Education

Treasures from Columbia’s Golden Age

by

Tyrannical mogul Harry Cohn, who died in 1958, ruled the roost at Columbia for 38 years. He made few friends but was one of the most creative figures in the picture business. A nonpareil talent spotter, he knew what made a movie work. Within a decade of its foundation, Columbia became the most efficiently run of all the studios. The sophistication of its diverse productions, especially the 1930s comedies, contrasted sharply with the low-rent surroundings in which they were shot.
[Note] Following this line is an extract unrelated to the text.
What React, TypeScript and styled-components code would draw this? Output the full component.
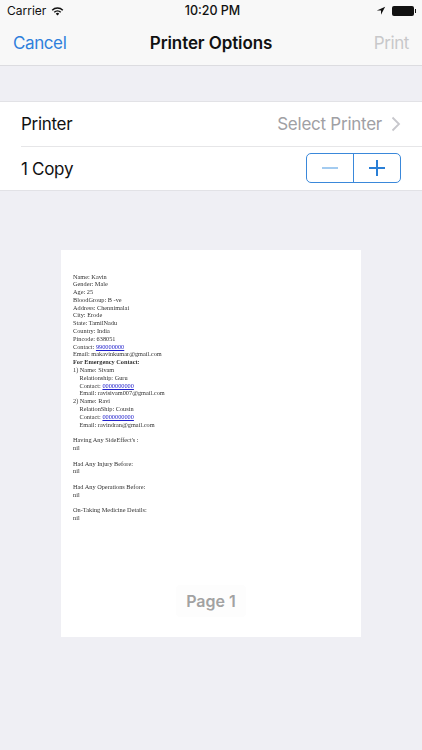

Film Forum’s generous current series celebrating the studio’s 75th anniversary is clinker-free and adventuresome; it includes 75 films produced from 1932 to 1977 (roughly the studio’s golden age), wisely omits a number of overexposed blockbusters, and features a batch of enticing rarities that haven’t been on screen for decades in 35mm. Sidebars of screwball comedy and film noir include a few genre classics: Howard Hawks’s Twentieth Century (1934) and Leo McCarey’s The Awful Truth (1937), as well as Don Siegel’s The Line-Up (1958) and Sam Fuller’s gritty Underworld U.S.A. (1961). Jacques Tourneur’s brooding Curse of the Demon (1958), the only horror movie in the retro, may well be the scariest chiller of its time.
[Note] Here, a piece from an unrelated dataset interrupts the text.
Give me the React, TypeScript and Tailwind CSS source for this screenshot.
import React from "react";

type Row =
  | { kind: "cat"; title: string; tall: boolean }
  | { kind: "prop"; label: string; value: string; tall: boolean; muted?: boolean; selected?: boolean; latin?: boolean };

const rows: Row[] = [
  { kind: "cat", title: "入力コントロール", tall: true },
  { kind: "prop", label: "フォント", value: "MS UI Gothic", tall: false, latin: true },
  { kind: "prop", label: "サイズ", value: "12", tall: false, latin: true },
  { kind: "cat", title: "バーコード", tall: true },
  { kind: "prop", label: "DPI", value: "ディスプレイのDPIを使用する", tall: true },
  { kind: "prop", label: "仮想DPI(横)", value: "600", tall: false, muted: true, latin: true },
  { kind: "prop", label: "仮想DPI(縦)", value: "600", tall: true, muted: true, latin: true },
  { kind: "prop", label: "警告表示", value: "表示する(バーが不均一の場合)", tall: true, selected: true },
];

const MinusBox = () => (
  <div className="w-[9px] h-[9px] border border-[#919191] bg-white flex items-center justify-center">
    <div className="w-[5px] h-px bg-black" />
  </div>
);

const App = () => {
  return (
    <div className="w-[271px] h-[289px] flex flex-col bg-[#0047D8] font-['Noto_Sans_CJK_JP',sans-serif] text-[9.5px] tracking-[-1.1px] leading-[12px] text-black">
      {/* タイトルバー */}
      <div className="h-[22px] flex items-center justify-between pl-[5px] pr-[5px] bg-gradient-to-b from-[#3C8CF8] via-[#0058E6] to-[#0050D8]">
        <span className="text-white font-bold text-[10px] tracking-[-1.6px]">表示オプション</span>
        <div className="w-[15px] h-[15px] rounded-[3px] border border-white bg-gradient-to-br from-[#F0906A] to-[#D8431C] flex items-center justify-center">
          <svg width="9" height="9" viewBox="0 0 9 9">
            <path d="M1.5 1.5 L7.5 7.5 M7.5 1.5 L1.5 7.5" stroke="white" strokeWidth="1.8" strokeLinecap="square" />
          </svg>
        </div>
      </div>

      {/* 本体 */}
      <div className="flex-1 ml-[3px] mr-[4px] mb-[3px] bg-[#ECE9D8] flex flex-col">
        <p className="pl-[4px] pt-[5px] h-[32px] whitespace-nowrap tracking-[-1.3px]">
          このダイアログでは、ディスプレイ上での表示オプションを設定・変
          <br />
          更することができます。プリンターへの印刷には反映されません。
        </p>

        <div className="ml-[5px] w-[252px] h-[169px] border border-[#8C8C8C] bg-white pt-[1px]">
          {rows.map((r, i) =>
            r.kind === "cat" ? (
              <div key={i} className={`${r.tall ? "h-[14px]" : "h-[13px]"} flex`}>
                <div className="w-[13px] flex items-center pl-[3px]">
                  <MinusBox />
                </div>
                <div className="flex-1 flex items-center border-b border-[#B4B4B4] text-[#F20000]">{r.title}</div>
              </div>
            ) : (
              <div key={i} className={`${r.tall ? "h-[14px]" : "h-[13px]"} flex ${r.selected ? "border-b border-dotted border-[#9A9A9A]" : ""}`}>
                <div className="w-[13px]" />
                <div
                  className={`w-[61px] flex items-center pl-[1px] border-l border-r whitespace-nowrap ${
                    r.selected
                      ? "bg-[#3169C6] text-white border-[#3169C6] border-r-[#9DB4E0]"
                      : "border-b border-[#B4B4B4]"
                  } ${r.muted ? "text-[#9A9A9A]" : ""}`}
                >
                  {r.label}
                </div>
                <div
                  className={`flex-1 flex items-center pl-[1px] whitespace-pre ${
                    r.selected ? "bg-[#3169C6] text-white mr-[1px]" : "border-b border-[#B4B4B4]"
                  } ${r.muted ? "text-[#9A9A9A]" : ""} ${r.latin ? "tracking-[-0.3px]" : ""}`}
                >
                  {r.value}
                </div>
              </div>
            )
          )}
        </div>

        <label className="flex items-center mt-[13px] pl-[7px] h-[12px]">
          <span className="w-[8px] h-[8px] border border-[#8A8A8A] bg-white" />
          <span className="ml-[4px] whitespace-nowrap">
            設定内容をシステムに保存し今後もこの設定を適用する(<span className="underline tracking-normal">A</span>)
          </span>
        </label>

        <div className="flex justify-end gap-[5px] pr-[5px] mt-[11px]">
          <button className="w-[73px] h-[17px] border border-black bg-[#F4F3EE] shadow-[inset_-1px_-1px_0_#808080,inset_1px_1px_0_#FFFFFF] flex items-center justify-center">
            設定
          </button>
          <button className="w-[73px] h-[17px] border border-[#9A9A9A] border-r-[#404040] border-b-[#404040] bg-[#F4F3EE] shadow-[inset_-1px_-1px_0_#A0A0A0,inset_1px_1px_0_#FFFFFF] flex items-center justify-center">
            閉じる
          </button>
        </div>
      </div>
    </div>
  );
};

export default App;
Among the rarities: Eddie Buzzell’s The Big Timer (1932), a boxing yarn written by Robert Riskin, best known for his Capra scripts; Josef von Sternberg’s The King Steps Out (1936), a fluffy operetta hated by its director, who asked to have it excluded from retrospectives of his work (it’s a charmer nonetheless). Panned when released and never revived, John Frankenheimer’s epic The Horsemen (1971) is set in Afghanistan and mostly concerns the national sport of buzkashi, less a game than a stance of masculinity; in this version of polo, horsemen whip each other while they struggle for possession of a goat carcass. Anthony Mann’s Reign of Terror (1949) is a genre unto itself—a French Revolution film noir. Visually stunning, it benefits from the collaboration of two major talents: ace cinematographer John Alton, master of chiaroscuro, and Hollywood’s greatest production designer, William Cameron Menzies. The drama hinges on an attempt to overthrow Robespierre’s dictatorship by gaining possession of the black book in which his future guillotine victims are listed. Mann’s film was made at the height of the McCarthyist/HUAC inquisition; it’s difficult not to interpret it as a commentary on the Red Scare, with the black book as the blacklist. Although it’s a highlight of the series, I’m not clear what it’s doing here—Reign of Terrorisn’t a Columbia picture. Not to complain; any opportunity to see this fascinating work should be seized.